Phillies fans took notice and, true to their reputation, booed Allen unmercifully. Allen regularly
wore his batting helmet when he went to the outfield to play defense because of the frequent
objects thrown his way from the stands. Allen was so anxious to get out of Philadelphia when he
was traded to the Cardinals in 1970, that he changed his name to Dick Allen, hoping to leave
Richie Allen behind in Philadelphia. He responded with a 34 HR, 101 RBI season with the
Cardinals, again murdering the baseball with his unusually heavy 41-ounce bat in a pitcher’s
ballpark in Busch Stadium. If hard hit percentage was in vogue back then, Allen would have
been one of the leaders. Then moving to the American League and yet another pitcher’s ballpark
in Comiskey Park with the White Sox in 1972, he won the AL MVP with 37 HR, 113 RBI and a
.308 batting average. Allen, a 7-time All-Star, had a career .534 slugging percentage, .292
batting average and would even impress the modern sabermetrician with a 156 OPS+ meaning he
was 56% better than the average hitter over the entire course of his career. He also led each
league in OBP in 1967 and 1972. From 1964 to 1974, he had the highest OPS in major league
baseball. Nine of the next ten hitters with the highest OPS during that period are in the Hall of
Fame. But Dick Allen is not. Because part of being elected to the Hall of Fame is to be popular.
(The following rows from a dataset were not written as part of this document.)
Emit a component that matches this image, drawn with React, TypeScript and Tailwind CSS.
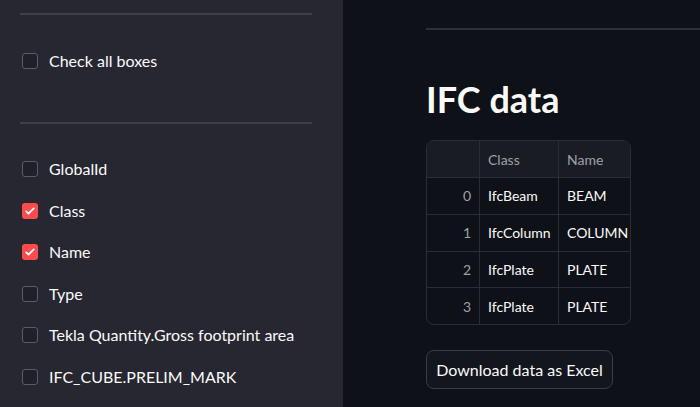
import React from "react";

const font = { fontFamily: "Lato, 'Noto Sans', sans-serif" };

function Box({ checked }: { checked?: boolean }) {
  if (checked) {
    return (
      <span className="flex h-4 w-4 items-center justify-center rounded-[3px] bg-[#ff4b4b]">
        <svg viewBox="0 0 16 16" className="h-3 w-3" fill="none">
          <path d="M3 8.5l3 3 7-7" stroke="white" strokeWidth="2.4" strokeLinecap="round" strokeLinejoin="round" />
        </svg>
      </span>
    );
  }
  return <span className="h-4 w-4 rounded-[3px] border border-[#5b5d66] bg-[#1f2029]" />;
}

function Check({ label, checked }: { label: string; checked?: boolean }) {
  return (
    <div className="flex h-[41.5px] items-center gap-[11px] pl-[2px]">
      <Box checked={checked} />
      <span className="text-[16px] text-[#fafafa]">{label}</span>
    </div>
  );
}

const rows = [
  ["0", "IfcBeam", "BEAM"],
  ["1", "IfcColumn", "COLUMN"],
  ["2", "IfcPlate", "PLATE"],
  ["3", "IfcPlate", "PLATE"],
];

export default function App() {
  return (
    <div className="flex h-[407px] w-[700px] overflow-hidden bg-[#0e1117]" style={font}>
      {/* Sidebar */}
      <div className="w-[343px] shrink-0 bg-[#262730] pl-5 pr-[31px]">
        <div className="mt-[13px] h-[2px] bg-[#3e3f48]" />
        <div className="mt-[25px]">
          <Check label="Check all boxes" />
        </div>
        <div className="mt-[40px] h-[2px] bg-[#3e3f48]" />
        <div className="mt-[25px] flex flex-col">
          <Check label="GlobalId" />
          <Check label="Class" checked />
          <Check label="Name" checked />
          <Check label="Type" />
          <Check label="Tekla Quantity.Gross footprint area" />
          <Check label="IFC_CUBE.PRELIM_MARK" />
        </div>
      </div>

      {/* Main */}
      <div className="flex-1 pl-[83px]">
        <div className="mt-[28px] h-[2px] bg-[#2e3038]" />
        <h1 className="mt-[47px] text-[36px] font-bold leading-[44px] text-[#fafafa]">IFC data</h1>
        <div className="mt-[19px] w-[205px] overflow-hidden rounded-lg border border-[#2b2d35] text-[14px]">
          <div className="flex h-[36px] items-center bg-[#1a1c23] text-[#9fa1a8]">
            <div className="h-full w-[53px] shrink-0 border-r border-[#2b2d35]" />
            <div className="flex h-full w-[79px] shrink-0 items-center border-r border-[#2b2d35] px-2">Class</div>
            <div className="flex h-full flex-1 items-center px-2">Name</div>
          </div>
          {rows.map((r) => (
            <div key={r[0]} className="flex h-[36.75px] items-center border-t border-[#2b2d35] text-[#fafafa]">
              <div className="flex h-full w-[53px] shrink-0 items-center justify-end border-r border-[#2b2d35] px-2 text-[#9fa1a8]">{r[0]}</div>
              <div className="flex h-full w-[79px] shrink-0 items-center whitespace-nowrap border-r border-[#2b2d35] px-2">{r[1]}</div>
              <div className="flex h-full flex-1 items-center whitespace-nowrap px-2">{r[2]}</div>
            </div>
          ))}
        </div>
        <button className="mt-[25px] h-[39px] w-[187px] rounded-lg border border-[#3b3d46] bg-[#13161d] text-[16px] text-[#fafafa]">
          Download data as Excel
        </button>
      </div>
    </div>
  );
}
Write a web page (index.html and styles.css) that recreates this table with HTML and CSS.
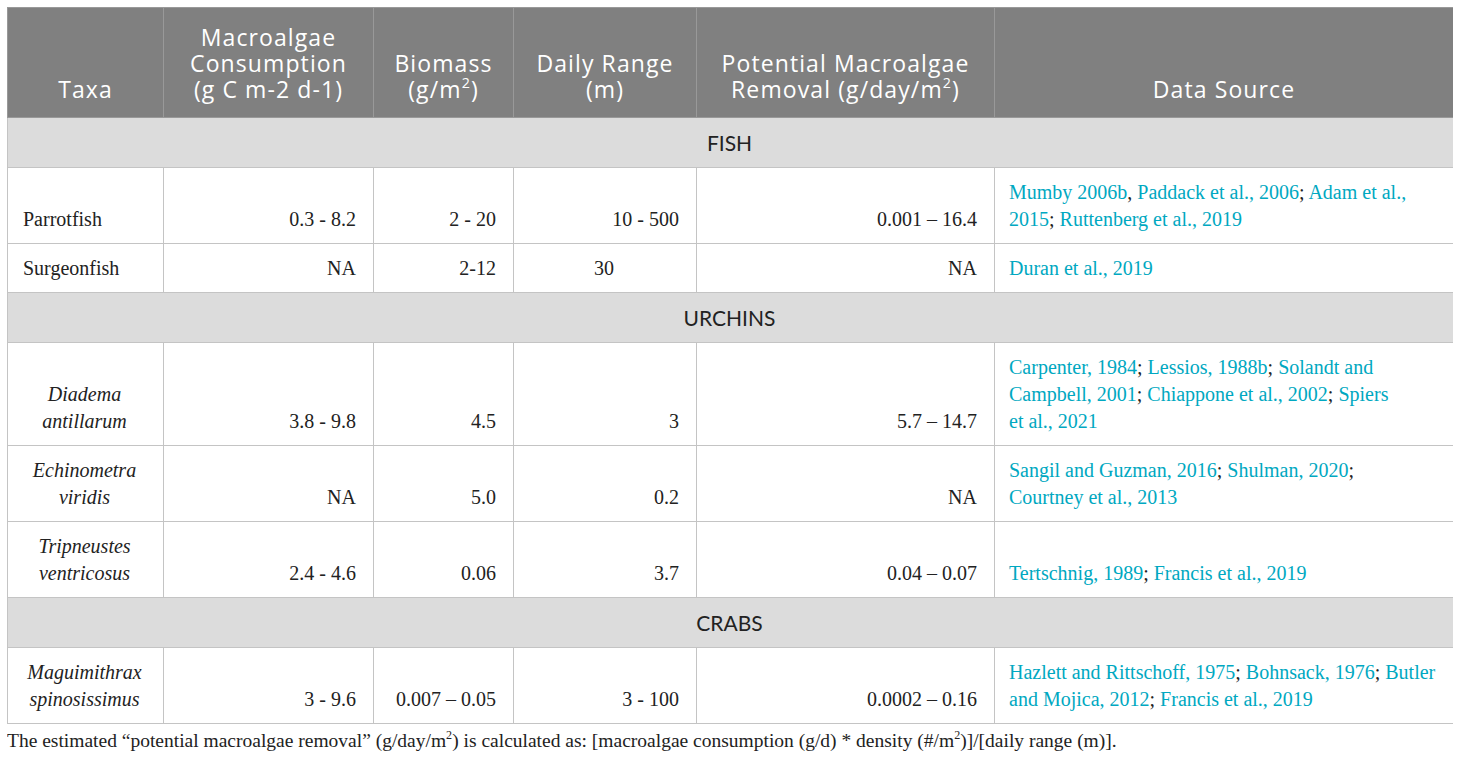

Just ask Jeff Kent or Curt Schilling. The stigma of being hated in Philadelphia undoubtedly stuck
with the writers during his candidacy. Dick Allen was even quoted himself to say that he “played
angry.” That’s not necessarily a bad thing if it provides the motivation to dominate your era in
the game. For proof, just visit the plaques of Ty Cobb or Roberto Clemente next time you’re in
the Hall of Fame.

Philadelphia, NL 1963-1969, 1975-1976
St. Louis, NL 1970
Los Angeles, NL 1971
Chicago, AL 1972-1974
Oakland, AL 1977
One of the most feared power hitters in the game.